COUNCILLORS have agreed to talks over the possibility of adding another Dorset council to a shared services partnership in a bid to save millions of pounds.
They are considering whether North Dorset District Council could join the Weymouth and Portland Borough Council and West Dorset District Council joint staffing partnership.
The Management Committee at Weymouth and Portland Borough Council agreed to enter in to formal talks between the three councils to investigate the potential for establishing a three-way joint staffing partnership.
Although in the very early stages, with no decisions made other than to discuss the pros and cons of the union, the move could mean even more savings on top of the £3 million already saved by the borough and West Dorset sharing services.
The union could be the first tri-council partnership in England and Wales.
Council bosses say it could give the authorities more clout with central government and could potentially look at sharing services.
Speaking before the meeting a spokesman for WPBC and WDDC said it is too early to tell if jobs could be at risk if the tri-council partnership goes ahead.
Management Committee councillors also agreed that members of the Joint Advisory Committee should be involved in discussions and team meetings arranged to co-ordinate the partnership development and joint bid for Transformation Challenge Funding.
Some government money from the fund could be bid for in order to fund the exploratory work.

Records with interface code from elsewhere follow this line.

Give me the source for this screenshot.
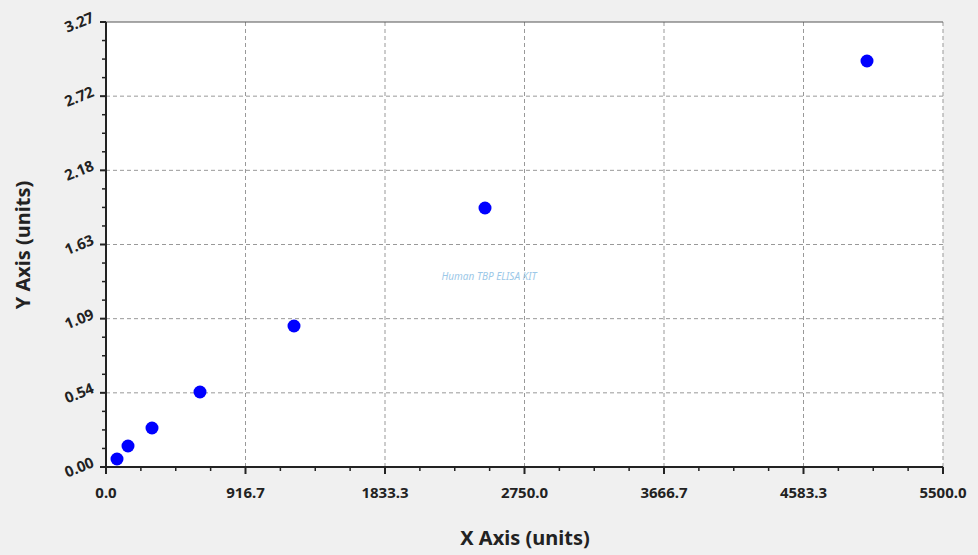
export default function App() {
  const L = 106, R = 943, T = 22, B = 467;
  const xs = [0, 916.7, 1833.3, 2750.0, 3666.7, 4583.3, 5500.0];
  const ys = ["0.00", "0.54", "1.09", "1.63", "2.18", "2.72", "3.27"];
  const xp = (i) => L + (i * (R - L)) / 6;
  const yp = (i) => B - (i * (B - T)) / 6;
  const pts = [[117, 459], [128, 446], [152, 428], [200, 392], [294, 326], [485, 208], [867, 61]];
  const minors = [];
  for (let i = 0; i < 6; i++) for (let k = 1; k < 4; k++) minors.push(i + k / 4);
  return (
    <div className="w-[978px] h-[555px] bg-[#f0f0f0] font-['Liberation_Sans',Arial,sans-serif]">
      <svg width="978" height="555">
        <rect x={L} y={T} width={R - L} height={B - T} fill="#fff" />
        {[1, 2, 3, 4, 5, 6].map((i) => (
          <line key={"vx" + i} x1={xp(i)} x2={xp(i)} y1={T} y2={B} stroke="#999" strokeDasharray="4 3" />
        ))}
        {[1, 2, 3, 4, 5].map((i) => (
          <line key={"hy" + i} x1={L} x2={R} y1={yp(i)} y2={yp(i)} stroke="#999" strokeDasharray="4 3" />
        ))}
        <line x1={L} x2={R} y1={T} y2={T} stroke="#555" strokeWidth="1" />
        <line x1={L} x2={L} y1={T} y2={B + 6} stroke="#222" strokeWidth="2" />
        <line x1={L - 6} x2={R} y1={B} y2={B} stroke="#222" strokeWidth="2" />
        {[0, 1, 2, 3, 4, 5, 6].map((i) => (
          <g key={"t" + i}>
            <line x1={L - 6} x2={L} y1={yp(i)} y2={yp(i)} stroke="#222" strokeWidth="2" />
            <line x1={xp(i)} x2={xp(i)} y1={B} y2={B + 7} stroke="#222" strokeWidth="2" />
            <text x={L - 12} y={yp(i) + 6} textAnchor="end" fontSize="15" fontWeight="bold" fill="#222" transform={`rotate(-22 ${L - 28} ${yp(i)})`}>{ys[i]}</text>
            <text x={xp(i)} y={B + 31} textAnchor="middle" fontSize="15" fontWeight="bold" fill="#222">{xs[i].toFixed(1)}</text>
          </g>
        ))}
        {minors.map((m) => (
          <g key={"m" + m}>
            <line x1={L - 4} x2={L} y1={yp(m)} y2={yp(m)} stroke="#222" strokeWidth="1.5" />
            <line x1={xp(m)} x2={xp(m)} y1={B} y2={B + 4} stroke="#222" strokeWidth="1.5" />
          </g>
        ))}
        {pts.map(([x, y], i) => (
          <circle key={i} cx={x} cy={y} r="6.5" fill="#0000ff" />
        ))}
        <text x="489" y="280" textAnchor="middle" fontSize="10" fontStyle="italic" fill="#9cc8e8">Human TBP ELISA KIT</text>
        <text x="30" y="245" textAnchor="middle" fontSize="20" fontWeight="bold" fill="#222" transform="rotate(-90 30 245)">Y Axis (units)</text>
        <text x="525" y="545" textAnchor="middle" fontSize="20" fontWeight="bold" fill="#222">X Axis (units)</text>
      </svg>
    </div>
  );
}
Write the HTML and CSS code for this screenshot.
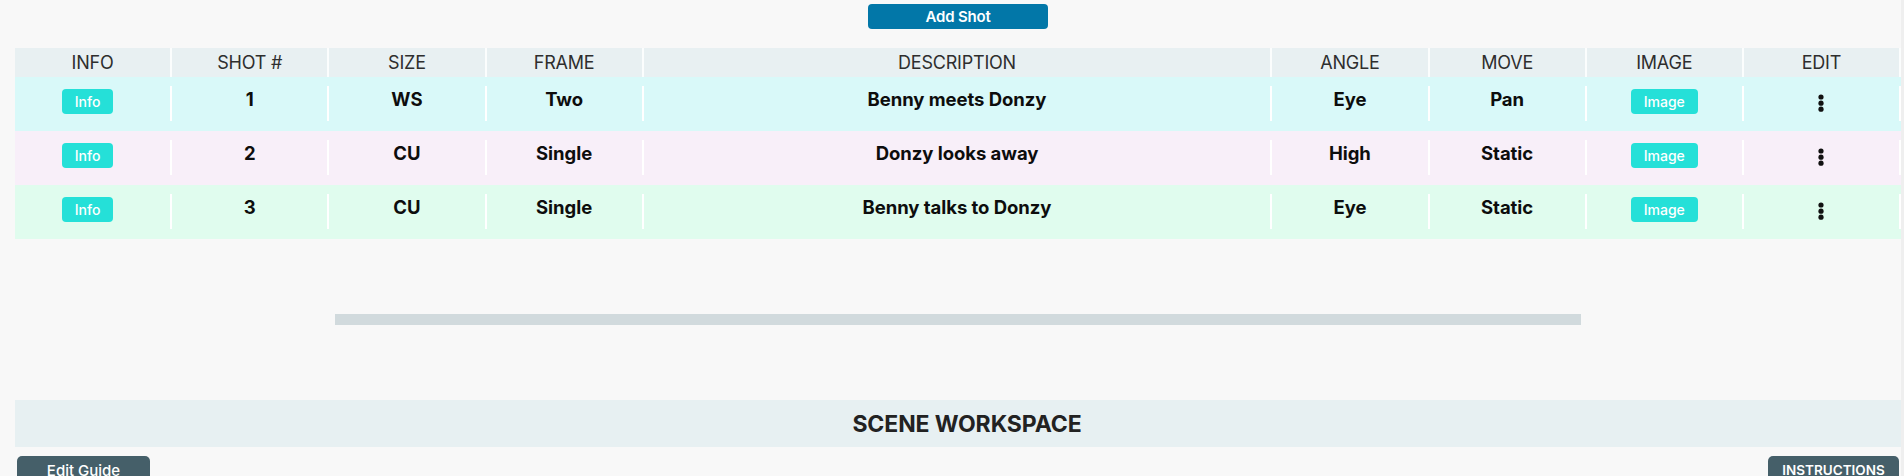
FILE: index.html
```html
<!DOCTYPE html>
<html lang="en">
<head>
<meta charset="utf-8">
<title>Scene Workspace</title>
<link rel="stylesheet" href="styles.css">
</head>
<body>
<div class="page">
  <main class="content">
    <div class="toolbar">
      <button class="btn-add">Add Shot</button>
    </div>

    <div class="shot-table">
      <div class="row head">
        <div class="hcell">INFO</div>
        <div class="hcell">SHOT #</div>
        <div class="hcell">SIZE</div>
        <div class="hcell">FRAME</div>
        <div class="hcell">DESCRIPTION</div>
        <div class="hcell">ANGLE</div>
        <div class="hcell">MOVE</div>
        <div class="hcell">IMAGE</div>
        <div class="hcell">EDIT</div>
      </div>

      <div class="row shot shot-cyan">
        <div class="cell"><div class="inner"><button class="pill pill-info">Info</button></div></div>
        <div class="cell"><div class="inner"><span class="val">1</span></div></div>
        <div class="cell"><div class="inner"><span class="val">WS</span></div></div>
        <div class="cell"><div class="inner"><span class="val">Two</span></div></div>
        <div class="cell"><div class="inner"><span class="val">Benny meets Donzy</span></div></div>
        <div class="cell"><div class="inner"><span class="val">Eye</span></div></div>
        <div class="cell"><div class="inner"><span class="val">Pan</span></div></div>
        <div class="cell"><div class="inner"><button class="pill">Image</button></div></div>
        <div class="cell"><div class="inner"><svg class="kebab" width="8" height="18" viewBox="0 0 8 18"><circle cx="4" cy="3" r="2.6"/><circle cx="4" cy="9.2" r="2.6"/><circle cx="4" cy="15.2" r="2.6"/></svg></div></div>
      </div>

      <div class="row shot shot-lilac">
        <div class="cell"><div class="inner"><button class="pill pill-info">Info</button></div></div>
        <div class="cell"><div class="inner"><span class="val">2</span></div></div>
        <div class="cell"><div class="inner"><span class="val">CU</span></div></div>
        <div class="cell"><div class="inner"><span class="val">Single</span></div></div>
        <div class="cell"><div class="inner"><span class="val">Donzy looks away</span></div></div>
        <div class="cell"><div class="inner"><span class="val">High</span></div></div>
        <div class="cell"><div class="inner"><span class="val">Static</span></div></div>
        <div class="cell"><div class="inner"><button class="pill">Image</button></div></div>
        <div class="cell"><div class="inner"><svg class="kebab" width="8" height="18" viewBox="0 0 8 18"><circle cx="4" cy="3" r="2.6"/><circle cx="4" cy="9.2" r="2.6"/><circle cx="4" cy="15.2" r="2.6"/></svg></div></div>
      </div>

      <div class="row shot shot-mint">
        <div class="cell"><div class="inner"><button class="pill pill-info">Info</button></div></div>
        <div class="cell"><div class="inner"><span class="val">3</span></div></div>
        <div class="cell"><div class="inner"><span class="val">CU</span></div></div>
        <div class="cell"><div class="inner"><span class="val">Single</span></div></div>
        <div class="cell"><div class="inner"><span class="val">Benny talks to Donzy</span></div></div>
        <div class="cell"><div class="inner"><span class="val">Eye</span></div></div>
        <div class="cell"><div class="inner"><span class="val">Static</span></div></div>
        <div class="cell"><div class="inner"><button class="pill">Image</button></div></div>
        <div class="cell"><div class="inner"><svg class="kebab" width="8" height="18" viewBox="0 0 8 18"><circle cx="4" cy="3" r="2.6"/><circle cx="4" cy="9.2" r="2.6"/><circle cx="4" cy="15.2" r="2.6"/></svg></div></div>
      </div>
    </div>

    <div class="scroll-track">
      <div class="scroll-thumb"></div>
    </div>

    <div class="scene-bar">SCENE WORKSPACE</div>

    <div class="footer">
      <button class="btn-slate btn-guide">Edit Guide</button>
      <button class="btn-slate btn-instr">INSTRUCTIONS</button>
    </div>
  </main>
  <div class="edge"></div>
</div>
</body>
</html>
```

FILE: styles.css
```css
* {
  box-sizing: border-box;
}

html, body {
  margin: 0;
  padding: 0;
  height: 100%;
  overflow: hidden;
}

body {
  background: #f8f8f8;
  font-family: Inter, "Noto Sans", "Liberation Sans", sans-serif;
  color: #111;
}

.page {
  display: flex;
  min-height: 100%;
}

.content {
  flex: 1;
  padding-left: 15px;
  min-width: 0;
}

.edge {
  width: 3px;
  background: #efefef;
}

.toolbar {
  display: flex;
  justify-content: center;
  padding-top: 4px;
}

button {
  font-family: inherit;
  border: none;
  cursor: pointer;
}

.btn-add {
  width: 180px;
  height: 25px;
  background: #0277a8;
  color: #fff;
  border-radius: 4px;
  font-size: 15px;
  font-weight: 600;
  letter-spacing: -0.2px;
  padding: 0;
}

.shot-table {
  margin-top: 19px;
}

.row {
  display: grid;
  grid-template-columns: 1fr 1fr 1fr 1fr 4fr 1fr 1fr 1fr 1fr;
}

.head {
  background: #e8f0f2;
  height: 29px;
}

.hcell {
  display: flex;
  align-items: center;
  justify-content: center;
  border-right: 2px solid #fbfdfd;
  font-size: 18px;
  font-weight: 400;
  color: #2e2e2e;
  letter-spacing: -0.2px;
}

.shot {
  height: 54px;
}

.shot-cyan { background: #d9f9f9; }
.shot-lilac { background: #f8eff9; }
.shot-mint { background: #e0fcee; }

.cell {
  padding: 9px 0 10px;
}

.inner {
  height: 100%;
  border-right: 2px solid #ffffff;
  display: flex;
  align-items: center;
  justify-content: center;
}

.val {
  font-size: 18.5px;
  font-weight: 700;
  line-height: 22px;
  margin-bottom: 9px;
  color: #0d0d0d;
  letter-spacing: -0.05px;
}

.pill {
  height: 25px;
  padding: 0 13px;
  border-radius: 4px;
  background: #25e0d8;
  color: #fff;
  font-size: 14px;
  font-weight: 500;
  margin-bottom: 4px;
}

.pill-info {
  margin-right: 10px;
}

.kebab {
  fill: #111;
  margin-bottom: 2px;
}

.scroll-track {
  display: flex;
  justify-content: center;
  margin-top: 75px;
}

.scroll-thumb {
  width: 1246px;
  height: 11px;
  background: #d1dadd;
}

.scene-bar {
  margin-top: 75px;
  height: 47px;
  background: #e7f0f2;
  display: flex;
  align-items: center;
  justify-content: center;
  padding-left: 18px;
  font-size: 23px;
  font-weight: 700;
  color: #222;
  letter-spacing: -0.1px;
}

.footer {
  display: flex;
  justify-content: space-between;
  padding: 9px 2px 0;
}

.btn-slate {
  height: 28px;
  background: #455f69;
  color: #fff;
  border-radius: 5px;
  padding: 0;
}

.btn-guide {
  width: 133px;
  font-size: 15px;
  font-weight: 500;
}

.btn-instr {
  width: 131px;
  font-size: 13.5px;
  font-weight: 600;
}
```
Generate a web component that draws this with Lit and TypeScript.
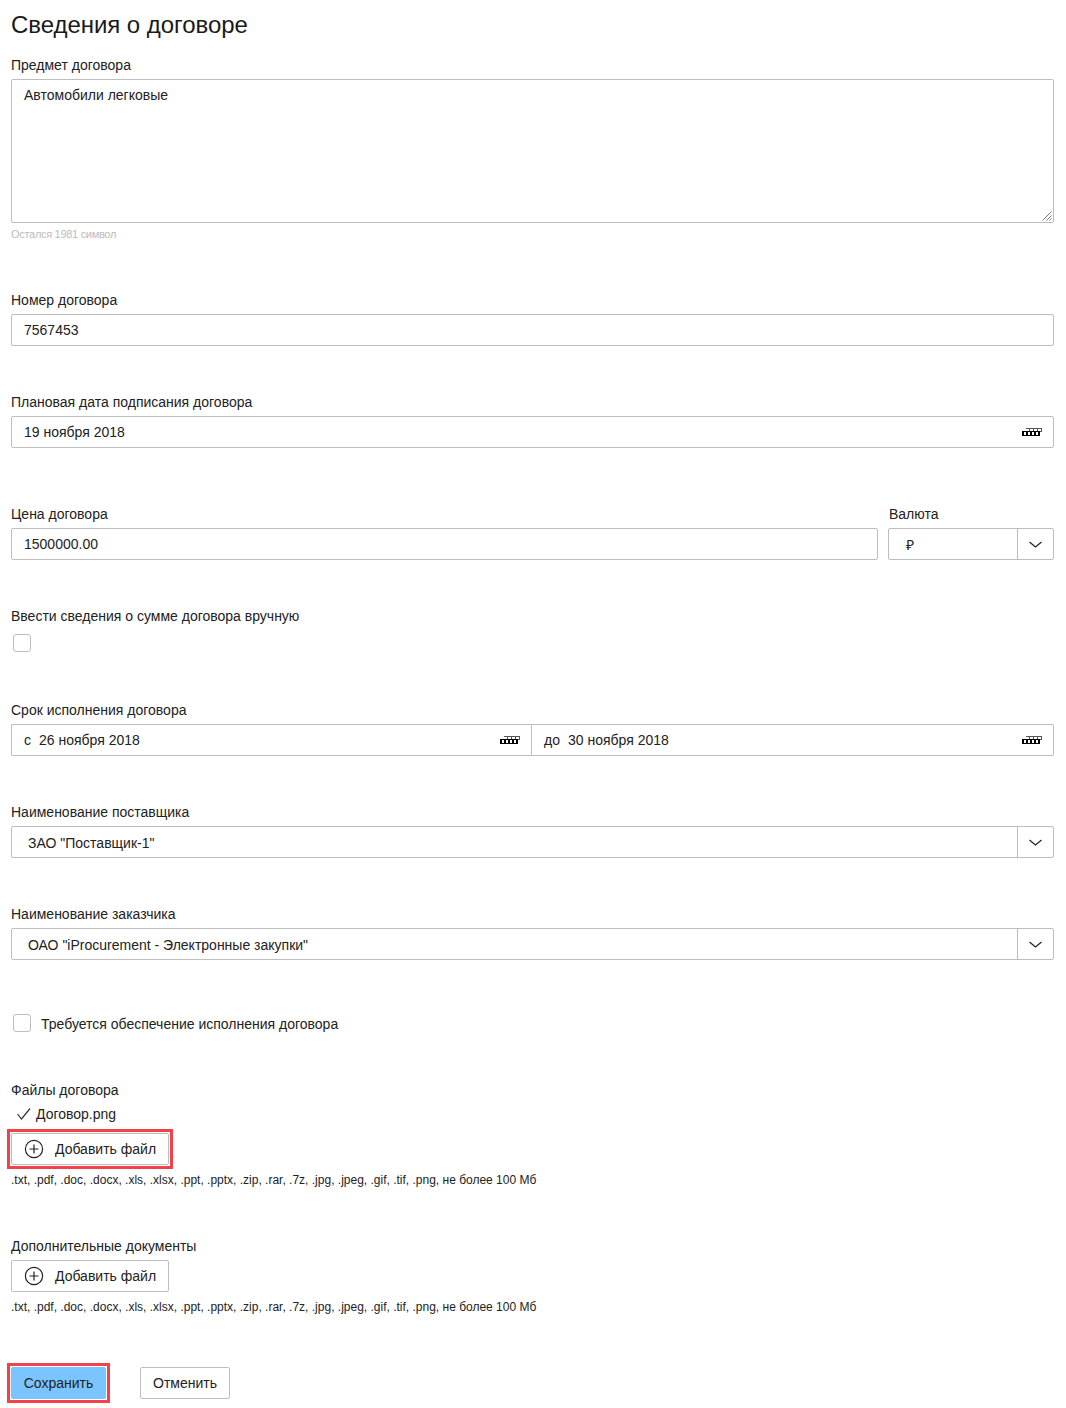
import { LitElement, html, css, svg } from "lit";
import { customElement } from "lit/decorators.js";

const EXTENSIONS = ".txt, .pdf, .doc, .docx, .xls, .xlsx, .ppt, .pptx, .zip, .rar, .7z, .jpg, .jpeg, .gif, .tif, .png, не более 100 Мб";

const calendarIcon = svg`
  <svg width="20" height="8" viewBox="0 0 20 8" fill="none" shape-rendering="crispEdges">
    <path stroke="#555" stroke-width="1" d="M4 0.5H20M7.5 0V3M11.5 0V3M15.5 0V3M19.5 0V3M17 3.5H20"/>
    <path stroke="#000" stroke-width="1" d="M0 3.5H18M0 7.5H18"/>
    <path stroke="#000" stroke-width="2" d="M1 3V8M5 3V8M9 3V8M13 3V8M17 3V8"/>
  </svg>`;

const chevronIcon = svg`
  <svg width="13" height="8" viewBox="0 0 13 8" fill="none" stroke="#222" stroke-width="1.2">
    <path d="M0.5 2L6.5 7L12.5 2"/>
  </svg>`;

const plusIcon = svg`
  <svg width="20" height="20" viewBox="0 0 20 20" fill="none" stroke="#222" stroke-width="1.2">
    <circle cx="10" cy="10" r="8.6"/>
    <path d="M10 5.5V14.5M5.5 10H14.5"/>
  </svg>`;

const checkIcon = svg`
  <svg width="14" height="12" viewBox="0 0 14 12" fill="none" stroke="#333" stroke-width="1.2">
    <path d="M0.5 6L4.5 11L13 0.5"/>
  </svg>`;

const gripIcon = svg`
  <svg class="grip" width="10" height="10" viewBox="0 0 10 10" fill="none" stroke="#777" stroke-width="1">
    <path d="M0.5 9.5L9.5 0.5M4.5 9.5L9.5 4.5M7.5 9.5L9.5 7.5"/>
  </svg>`;

@customElement("app-root")
export class AppRoot extends LitElement {
  static styles = css`
    :host {
      display: block;
      box-sizing: border-box;
      width: 1066px;
      height: 1408px;
      padding: 11px 12px 0 11px;
      background: #fff;
      color: #222;
      font-family: "Liberation Sans", Arial, sans-serif;
      font-size: 14px;
      line-height: 18px;
    }

    h1 {
      margin: 0 0 17px;
      font-size: 24px;
      line-height: 28px;
      font-weight: 400;
      color: #1a1a1a;
      letter-spacing: -0.05px;
    }

    .label {
      display: block;
      height: 18px;
      margin-bottom: 5px;
      white-space: nowrap;
    }

    .label.flush {
      margin-bottom: 0;
    }

    .box {
      box-sizing: border-box;
      display: flex;
      align-items: center;
      height: 32px;
      padding-left: 12px;
      border: 1px solid #bdbdbd;
      border-radius: 2px;
      background: #fff;
    }

    .textarea {
      position: relative;
      align-items: flex-start;
      height: 144px;
      padding-top: 6px;
    }

    .grip {
      position: absolute;
      right: 1px;
      bottom: 1px;
    }

    .hint {
      margin-top: 4px;
      font-size: 11px;
      line-height: 14px;
      color: #bbb;
      letter-spacing: -0.3px;
    }

    .gap-47 { margin-top: 47px; }
    .gap-49 { margin-top: 49px; }
    .gap-50 { margin-top: 50px; }
    .gap-53 { margin-top: 53px; }
    .gap-54 { margin-top: 54px; }
    .gap-57 { margin-top: 57px; }

    .date {
      justify-content: space-between;
      padding-right: 11px;
    }

    .date-text {
      display: flex;
      gap: 8px;
    }

    .price-row {
      display: flex;
      gap: 10px;
    }

    .price {
      flex: 1;
    }

    .currency {
      flex: none;
      width: 166px;
    }

    .currency .label {
      padding-left: 1px;
    }

    .select {
      padding-left: 16px;
      padding-right: 0;
      justify-content: space-between;
    }

    .select-text {
      padding-top: 2px;
    }

    .currency .select {
      padding-left: 17px;
    }

    .select-btn {
      flex: none;
      box-sizing: border-box;
      display: flex;
      align-items: center;
      justify-content: center;
      width: 36px;
      height: 100%;
      border-left: 1px solid #bdbdbd;
    }

    .range {
      display: flex;
    }

    .range .box:first-child {
      width: 520px;
      border-right: 0;
      border-radius: 2px 0 0 2px;
    }

    .range .box:last-child {
      flex: 1;
      border-radius: 0 2px 2px 0;
    }

    .checkbox {
      box-sizing: border-box;
      width: 18px;
      height: 18px;
      margin-left: 2px;
      border: 1px solid #bdbdbd;
      border-radius: 3px;
      background: #fff;
    }

    .checkbox.solo {
      margin-top: 9px;
    }

    .check-row {
      display: flex;
      align-items: center;
      gap: 10px;
      height: 18px;
    }

    .check-text {
      padding-top: 2px;
    }

    .file {
      display: flex;
      align-items: center;
      gap: 5px;
      height: 18px;
      margin: 6px 0 10px 6px;
    }

    .btn {
      box-sizing: border-box;
      display: inline-flex;
      align-items: center;
      justify-content: center;
      height: 32px;
      border: 1px solid #bdbdbd;
      border-radius: 2px;
      background: #fff;
      color: #222;
      font: inherit;
      padding: 0;
    }

    .add {
      display: flex;
      justify-content: flex-start;
      gap: 11px;
      width: 158px;
      padding-left: 12px;
    }

    .ext {
      margin-top: 8px;
      font-size: 12px;
      line-height: 14px;
      white-space: nowrap;
    }

    .actions {
      display: flex;
      gap: 34px;
    }

    .save {
      width: 95px;
      border-color: #7ac5ff;
      background: #7ac5ff;
    }

    .cancel {
      width: 90px;
    }

    .marked {
      position: relative;
    }

    .marked::after {
      content: "";
      position: absolute;
      inset: -5px;
      border: 3px solid #f44048;
      pointer-events: none;
    }
  `;

  render() {
    return html`
      <h1>Сведения о договоре</h1>

      <div class="label">Предмет договора</div>
      <div class="box textarea">Автомобили легковые${gripIcon}</div>
      <div class="hint">Остался 1981 символ</div>

      <div class="gap-50">
        <div class="label">Номер договора</div>
        <div class="box">7567453</div>
      </div>

      <div class="gap-47">
        <div class="label">Плановая дата подписания договора</div>
        <div class="box date">19 ноября 2018 ${calendarIcon}</div>
      </div>

      <div class="gap-57 price-row">
        <div class="price">
          <div class="label">Цена договора</div>
          <div class="box">1500000.00</div>
        </div>
        <div class="currency">
          <div class="label">Валюта</div>
          <div class="box select"><span class="select-text">₽</span><span class="select-btn">${chevronIcon}</span></div>
        </div>
      </div>

      <div class="gap-47">
        <div class="label flush">Ввести сведения о сумме договора вручную</div>
        <div class="checkbox solo"></div>
      </div>

      <div class="gap-49">
        <div class="label">Срок исполнения договора</div>
        <div class="range">
          <div class="box date"><span class="date-text"><span>с</span><span>26 ноября 2018</span></span>${calendarIcon}</div>
          <div class="box date"><span class="date-text"><span>до</span><span>30 ноября 2018</span></span>${calendarIcon}</div>
        </div>
      </div>

      <div class="gap-47">
        <div class="label">Наименование поставщика</div>
        <div class="box select"><span class="select-text">ЗАО "Поставщик-1"</span><span class="select-btn">${chevronIcon}</span></div>
      </div>

      <div class="gap-47">
        <div class="label">Наименование заказчика</div>
        <div class="box select"><span class="select-text">ОАО "iProcurement - Электронные закупки"</span><span class="select-btn">${chevronIcon}</span></div>
      </div>

      <div class="gap-54 check-row">
        <div class="checkbox"></div>
        <span class="check-text">Требуется обеспечение исполнения договора</span>
      </div>

      <div class="gap-49">
        <div class="label flush">Файлы договора</div>
        <div class="file">${checkIcon}<span>Договор.png</span></div>
        <button class="btn add marked">${plusIcon}<span>Добавить файл</span></button>
        <div class="ext">${EXTENSIONS}</div>
      </div>

      <div class="gap-50">
        <div class="label">Дополнительные документы</div>
        <button class="btn add">${plusIcon}<span>Добавить файл</span></button>
        <div class="ext">${EXTENSIONS}</div>
      </div>

      <div class="gap-53 actions">
        <button class="btn save marked">Сохранить</button>
        <button class="btn cancel">Отменить</button>
      </div>
    `;
  }
}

Chairman of the management committee Mike Goodman said: “The scope for major saving in terms of managing staff and operations is not as big as when we did the merger with West Dorset District Council.”
However, he added there could be practical benefits including a scheme looking to retain on street parking that could be boosted by working together to influence Dorset County Council.
Cllr Colin Huckle said: “I think we need to be very confident as negotiations go on it will be something effective for us, and if it's not, we would have to say no.”
Cllr Andy Blackwood said he was 'struggling' to see what the benefit would be for the borough. He said: “We have to be convinced this will be beneficial to Weymouth and Portland.
“It's down to North Dorset to convince us.”
Chief Executive David Clarke said: “We are not going into negotiations, we are going into a co-operative discussion, to explore if there are benefits.
“It's about exploring what have they got to offer and what have we got.”